Doxorubicin-loaded folate-mediated pH-responsive micelle based on Bletilla striata polysaccharide: Release mechanism, cellular uptake mechanism, distribution, pharmacokinetics, and antitumor effects.

This study evaluated the potential of folate (FA)-mediated and stearic acid (SA) modified Bletilla striata polysaccharide (FA-BSP-SA) copolymer as the vehicle for targeted delivery of anticancer drugs to tumor tissues and enhanced antitumor efficacy. The critical aggregation concentration, morphology, particle size, and zeta potential of micelles were increased with the reduction of pH values. The complex between doxorubicin (Dox) hydrochloride and sodium cholate via electrostatic interaction was fabricated and then directly encapsulated into FA-BSP-SA micelles. Dox in micelles existed in the status of amorphism. The Dox/FA-BSP-SA micelles demonstrated pH-responsive release behavior under the combination of diffusion and erosion mechanism. They could clearly strengthen the cellular uptake of Dox and inhibit the proliferation and the migration of tumor cells compared with the Dox/BSP-SA micelles and the free Dox.
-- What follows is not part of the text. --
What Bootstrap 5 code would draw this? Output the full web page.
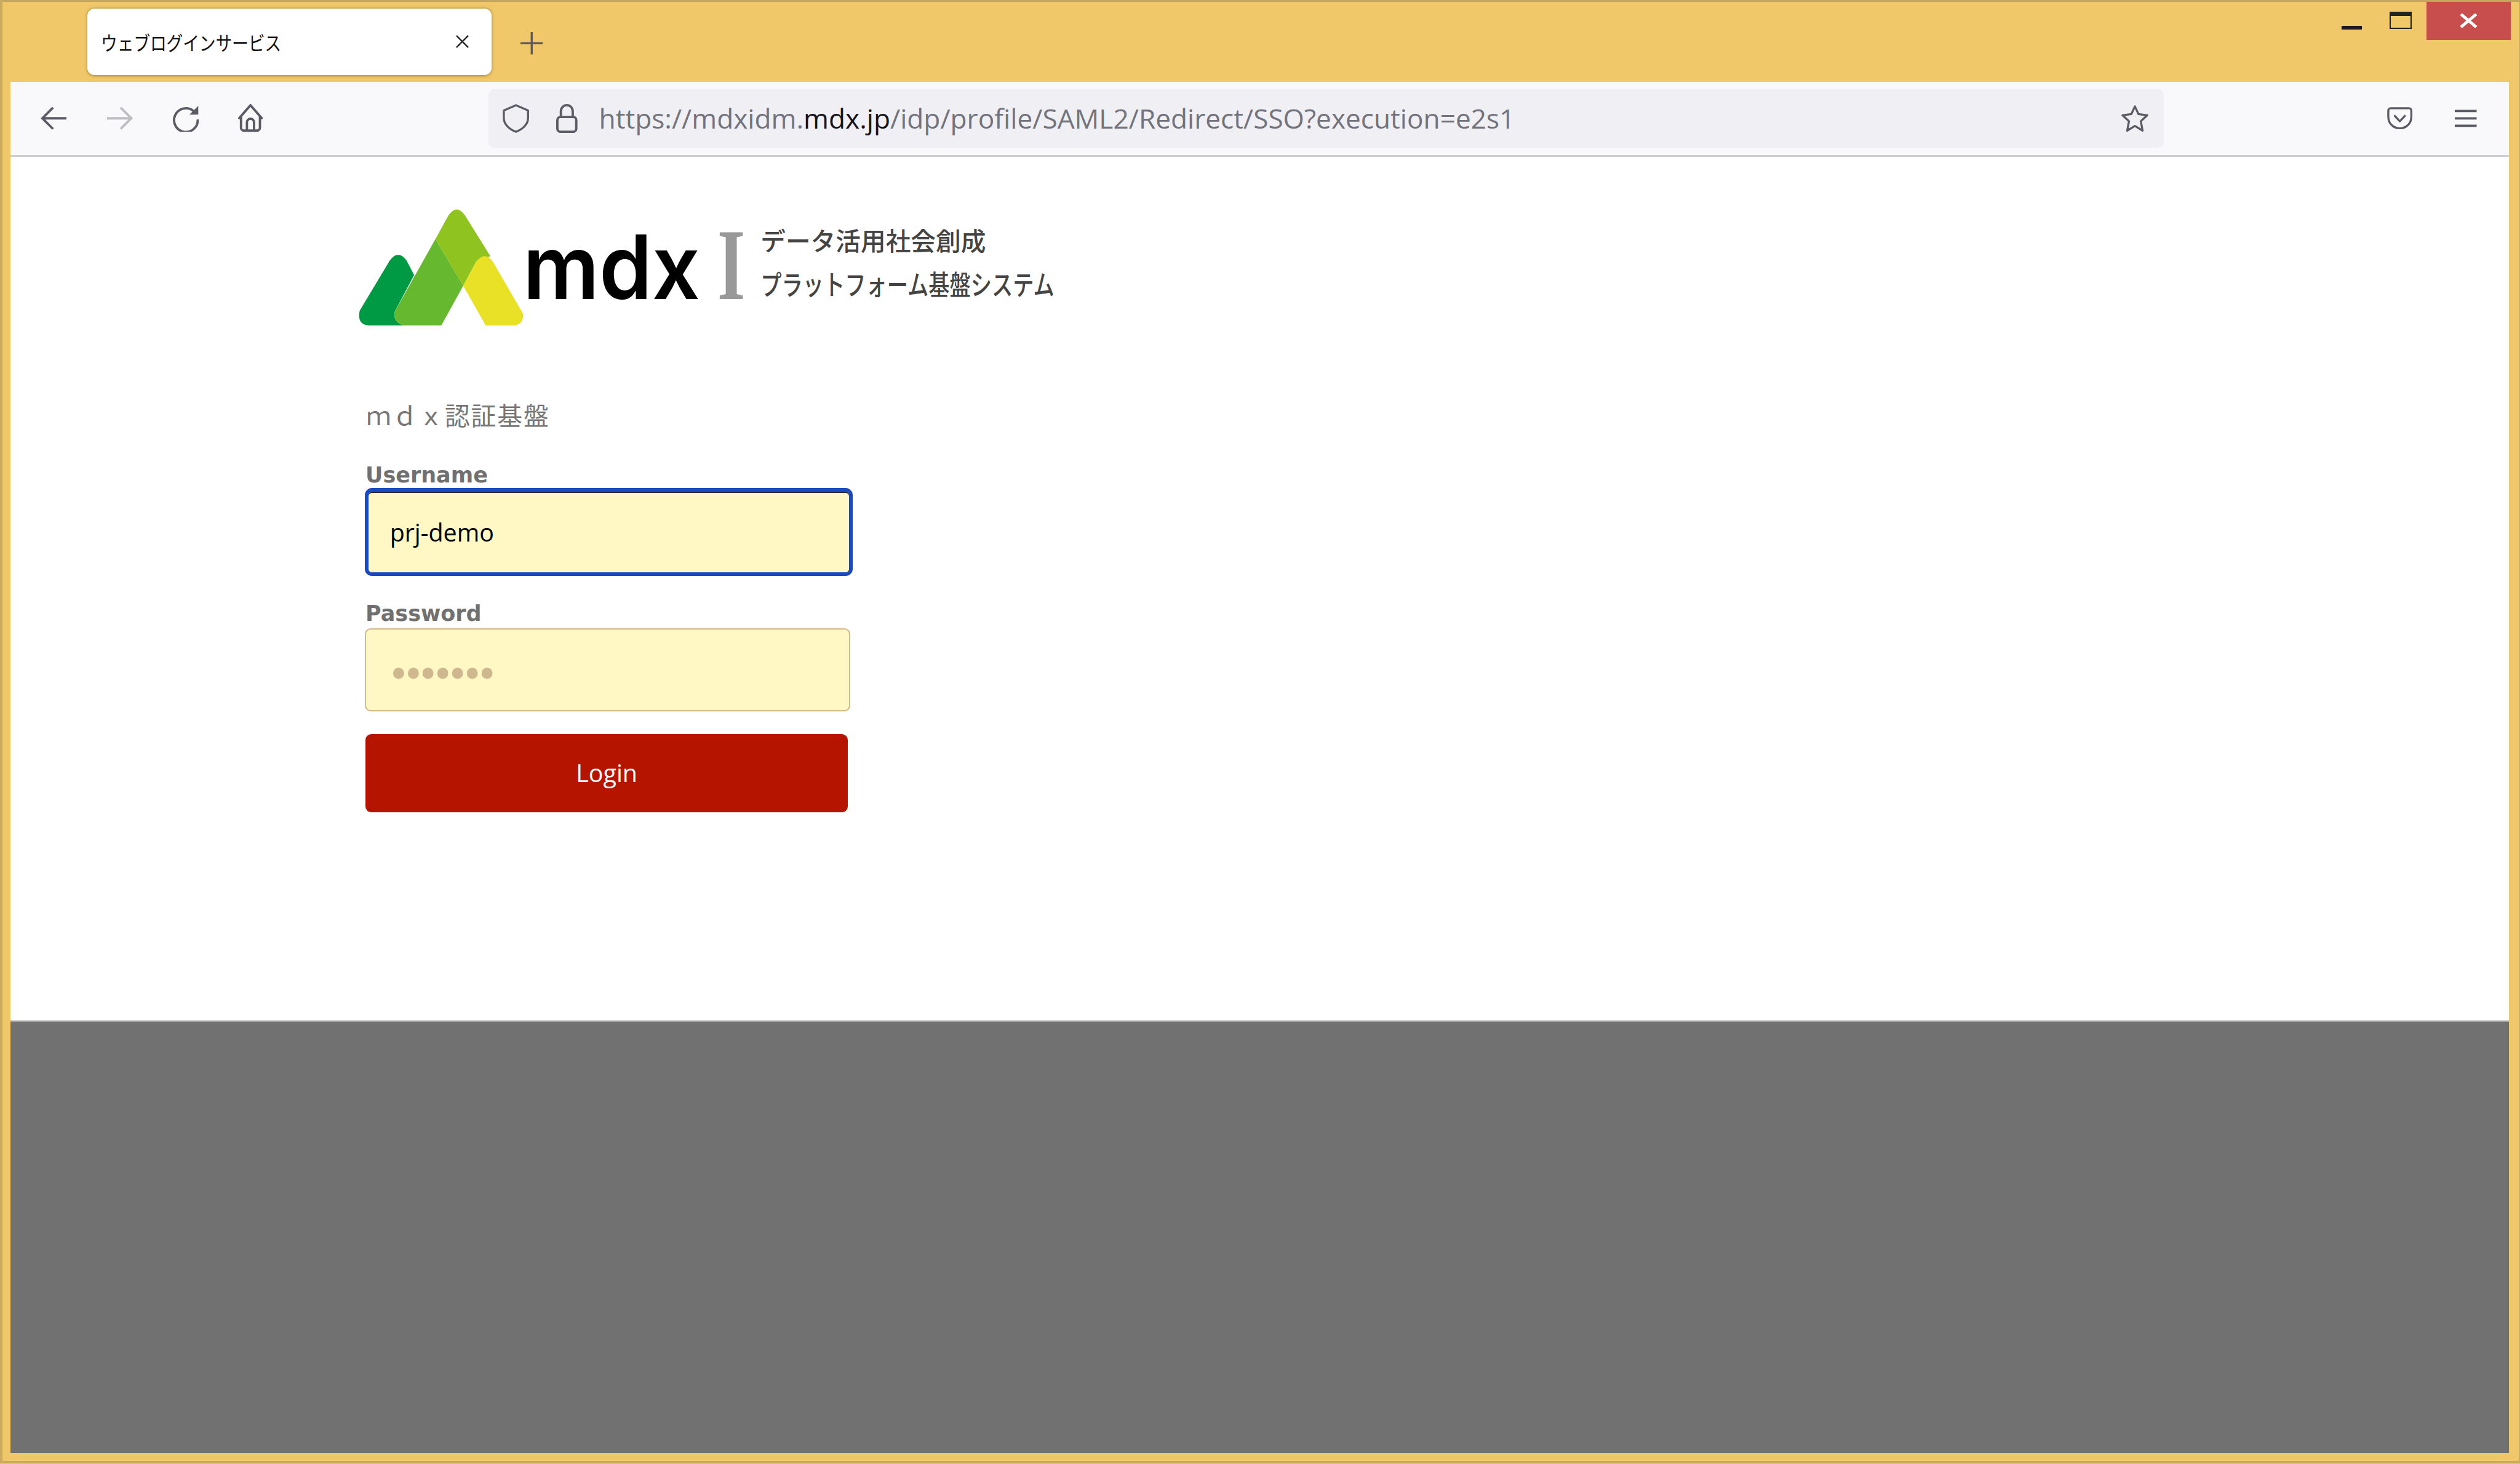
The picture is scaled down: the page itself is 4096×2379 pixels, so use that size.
<!DOCTYPE html>
<html lang="ja">
<head>
<meta charset="utf-8">
<title>ウェブログインサービス</title>
<link href="https://cdn.jsdelivr.net/npm/bootstrap@5.3.0/dist/css/bootstrap.min.css" rel="stylesheet">
<style>
html,body{overflow:hidden;background:#f0c869}
body{zoom:.961;width:4262px;height:2475px;font-family:"Open Sans","Noto Sans CJK JP",sans-serif}
.win-frame{width:4262px;height:2475px;background:#f0c869;border-top:3.2px solid #c4a75e;border-left:4.2px solid #c9aa5e;border-right:2.2px solid #d0ae5f;border-bottom:4.2px solid #c9aa5e;padding:0 16px 14px 14px}
.title-row{height:135px;margin-right:-3px}
.tab-box{width:683px;height:113px;margin:11px 0 0 130px;background:#fff;border-radius:12px;box-shadow:0 1px 6px rgba(90,70,20,.55);padding:0 36px 0 23px}
.tab-label{font:33px "Noto Sans CJK JP",sans-serif;color:#111;transform:scaleX(.845);transform-origin:left center;white-space:nowrap;letter-spacing:-.2px}
.plus-ico{margin:6px 0 0 49px;align-self:center}
.ctl-min{width:35px;height:6.3px;background:#1b1b1b;margin:41px 47px 0 0}
.ctl-max{width:37px;height:29px;border:2.2px solid #222;border-top-width:7.4px;margin:17px 25px 0 0}
.ctl-close{width:143px;height:64px;background:#c84e4e}
.tool-row{height:127px;background:#f9f9fb;border-bottom:3.2px solid #cfcfd3;padding:0 55px 0 50px}
.gap-fwd{margin-left:69px}
.gap-reload{margin-left:67px}
.gap-home{margin-left:66px}
.gap-lock{margin-left:46px}
.gap-menu{margin-left:71px}
.url-box{height:99px;margin:0 378px 0 380px;background:#f0f0f4;border-radius:10px;padding:0 25px 0 24px}
.url-text{font:46px "Open Sans",sans-serif;color:#73737d;margin-left:36px;white-space:nowrap}
.url-text b{font-weight:400;color:#15141a}
.sheet{height:1461px;background:#fff;padding:75px 0 0 599px}
.brand-logo{display:block;margin-left:-17px}
.mdx-word{font:600 150px Inter,sans-serif;fill:#000}
.bar-letter{font:700 172px "Liberation Serif",serif;fill:#999}
.tag-line{font:500 43px "Noto Sans CJK JP",sans-serif;fill:#444}
.tag-tall{font-size:47px}
.site-title{font:42.5px/52px "Noto Sans CJK JP",sans-serif;color:#777;margin:115px 0 0 2px;letter-spacing:1.9px}
.cred-label{display:block;font:700 36.4px/40px "DejaVu Sans",sans-serif;color:#707070;margin:0 0 0 1px}
.form-control.cred-input{height:140px;width:821px;background:#fff7c4;border:2.2px solid #d2b98a;border-radius:10px;padding:0 0 0 42px;font:41px "Open Sans",sans-serif;color:#000;box-shadow:none}
.form-control.cred-input.is-active{width:825px;height:149px;border:6.3px solid #1b49c2;box-shadow:inset 0 2px 0 #2a2a2a;padding:2px 0 0 36px;border-radius:12px}
.form-control.cred-input.is-hidden{color:#cfb78f;font:64px "DejaVu Sans",sans-serif;letter-spacing:-12.8px;padding:15px 0 0 36px}
.user-label{margin-top:57px;margin-bottom:1px}
.pass-label{margin-top:44px;margin-bottom:5px}
.btn.login-btn{display:block;width:816px;height:133px;margin:38px 0 0 1px;background:#b51500;border:0;border-radius:10px;color:#fff;font:41px "Open Sans",sans-serif}
.gray-band{height:732px;background:#717171;border-top:2.2px solid #c9c9c9}
</style>
</head>
<body>
<div class="win-frame d-flex flex-column">
  <div class="title-row d-flex align-items-start">
    <div class="tab-box d-flex align-items-center justify-content-between">
      <span class="tab-label">ウェブログインサービス</span>
      <svg width="26" height="26" viewBox="0 0 26 26"><path d="M3 3 23 23M23 3 3 23" stroke="#222" stroke-width="2.5" fill="none"/></svg>
    </div>
    <svg class="plus-ico" width="38" height="38" viewBox="0 0 38 38"><path d="M19 0V38M0 19H38" stroke="#5b5b66" stroke-width="3.5" fill="none"/></svg>
    <div class="ms-auto d-flex align-items-start">
      <div class="ctl-min"></div>
      <div class="ctl-max"></div>
      <div class="ctl-close d-flex align-items-center justify-content-center">
        <svg width="30" height="24" viewBox="0 0 30 24"><path d="M2 1 28 23M28 1 2 23" stroke="#fff" stroke-width="5" fill="none"/></svg>
      </div>
    </div>
  </div>
  <div class="tool-row d-flex align-items-center">
    <svg class="flex-shrink-0" width="44" height="40" viewBox="0 0 44 40"><path d="M44 20H4M21 2 3 20 21 38" stroke="#5b5b66" stroke-width="4" fill="none"/></svg>
    <svg class="flex-shrink-0 gap-fwd" width="44" height="40" viewBox="0 0 44 40"><path d="M0 20H40M23 2 41 20 23 38" stroke="#bdbdc2" stroke-width="4" fill="none"/></svg>
    <svg class="flex-shrink-0 gap-reload" width="44" height="46" viewBox="0 0 44 46"><path d="M35 11A20 20 0 1 0 42 25" stroke="#5b5b66" stroke-width="4" fill="none"/><path d="M43 2V17H28Z" fill="#5b5b66"/></svg>
    <svg class="flex-shrink-0 gap-home" width="44" height="48" viewBox="0 0 44 48"><path d="M3 24 22 2 41 24M6 21V40a5 5 0 0 0 5 5H33a5 5 0 0 0 5-5V21M16 45V31a6 6 0 0 1 12 0V45" stroke="#5b5b66" stroke-width="4" fill="none" stroke-linejoin="round" stroke-linecap="round"/></svg>
    <div class="url-box flex-grow-1 d-flex align-items-center">
      <svg class="flex-shrink-0" width="45" height="49" viewBox="0 0 45 49"><path d="M22.5 2 43 11V24C43 35 33 43 22.5 47 12 43 2 35 2 24V11Z" stroke="#5b5b66" stroke-width="3.5" fill="none" stroke-linejoin="round"/></svg>
      <svg class="flex-shrink-0 gap-lock" width="36" height="49" viewBox="0 0 36 49"><path d="M8 22V12a10 10 0 0 1 20 0V22" stroke="#5b5b66" stroke-width="4" fill="none"/><rect x="2" y="22" width="32" height="25" rx="5" stroke="#5b5b66" stroke-width="4" fill="none"/></svg>
      <div class="url-text">https://mdxidm.<b>mdx.jp</b>/idp/profile/SAML2/Redirect/SSO?execution=e2s1</div>
      <svg class="flex-shrink-0 ms-auto" width="48" height="47" viewBox="0 0 48 47"><path d="M24 3 30 16 45 18 34 28 37 44 24 36 11 44 14 28 3 18 18 16Z" stroke="#5b5b66" stroke-width="3.5" fill="none" stroke-linejoin="round"/></svg>
    </div>
    <svg class="flex-shrink-0" width="43" height="38" viewBox="0 0 43 38"><path d="M6 2H37a4 4 0 0 1 4 4V16C41 28 32 36 21.5 36 11 36 2 28 2 16V6A4 4 0 0 1 6 2ZM12 14 21.5 24 31 14" stroke="#5b5b66" stroke-width="3.5" fill="none" stroke-linejoin="round"/></svg>
    <svg class="flex-shrink-0 gap-menu" width="37" height="30" viewBox="0 0 37 30"><path d="M0 2.5H37M0 15H37M0 27.5H37" stroke="#5b5b66" stroke-width="4" fill="none"/></svg>
  </div>
  <div class="sheet">
    <svg class="brand-logo" width="1200" height="220" viewBox="600 340 1200 220">
      <path d="M736 404 758 364Q772 344 786 364L829 433 805 442 783 483Z" fill="#8fc31f"/>
      <path d="M622 550Q603 548 608 525L659 440Q673 421 687 440L700 465 667 527Q664 545 683 550Z" fill="#009a44"/>
      <path d="M736 404 783 483 746 550H683Q664 545 667 527Z" fill="#66b82f"/>
      <path d="M805 442Q820 424 833 442L884 530Q886 548 869 550H821L783 483Z" fill="#e8e125"/>
      <text class="mdx-word" x="884" y="505" textLength="300" lengthAdjust="spacingAndGlyphs">mdx</text>
      <text class="bar-letter" x="1213" y="505" textLength="47" lengthAdjust="spacingAndGlyphs">I</text>
      <text class="tag-line" x="1286" y="423" textLength="381" lengthAdjust="spacingAndGlyphs">データ活用社会創成</text>
      <text class="tag-line tag-tall" x="1286" y="499" textLength="497" lengthAdjust="spacingAndGlyphs">プラットフォーム基盤システム</text>
    </svg>
    <div class="site-title">ｍｄｘ認証基盤</div>
    <label class="cred-label user-label" for="userInput">Username</label>
    <input id="userInput" class="form-control cred-input is-active" type="text" value="prj-demo">
    <label class="cred-label pass-label" for="passInput">Password</label>
    <input id="passInput" class="form-control cred-input is-hidden" type="password" value="1234567">
    <button class="btn login-btn" type="button">Login</button>
  </div>
  <div class="gray-band"></div>
</div>
</body>
</html>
The Dox/FA-BSP-SA micelles were further delivered to lysosomes, mainly due to clathrin-mediated endocytosis. The FA-BSP-SA micelles distinctly improved the absolute bioavailability of Dox compared with the free Dox and the Dox/BSP-SA micelles (p < 0.01) and prolong the mean residence time. The Dox/FA-BSP-SA micelles significantly increased the drug enrichment in the tumor sites and enhanced the antitumor effects in vivo. Taken together, the FA-BSP-SA micelle could be exploited as a potential platform for targeting anticancer drug delivery.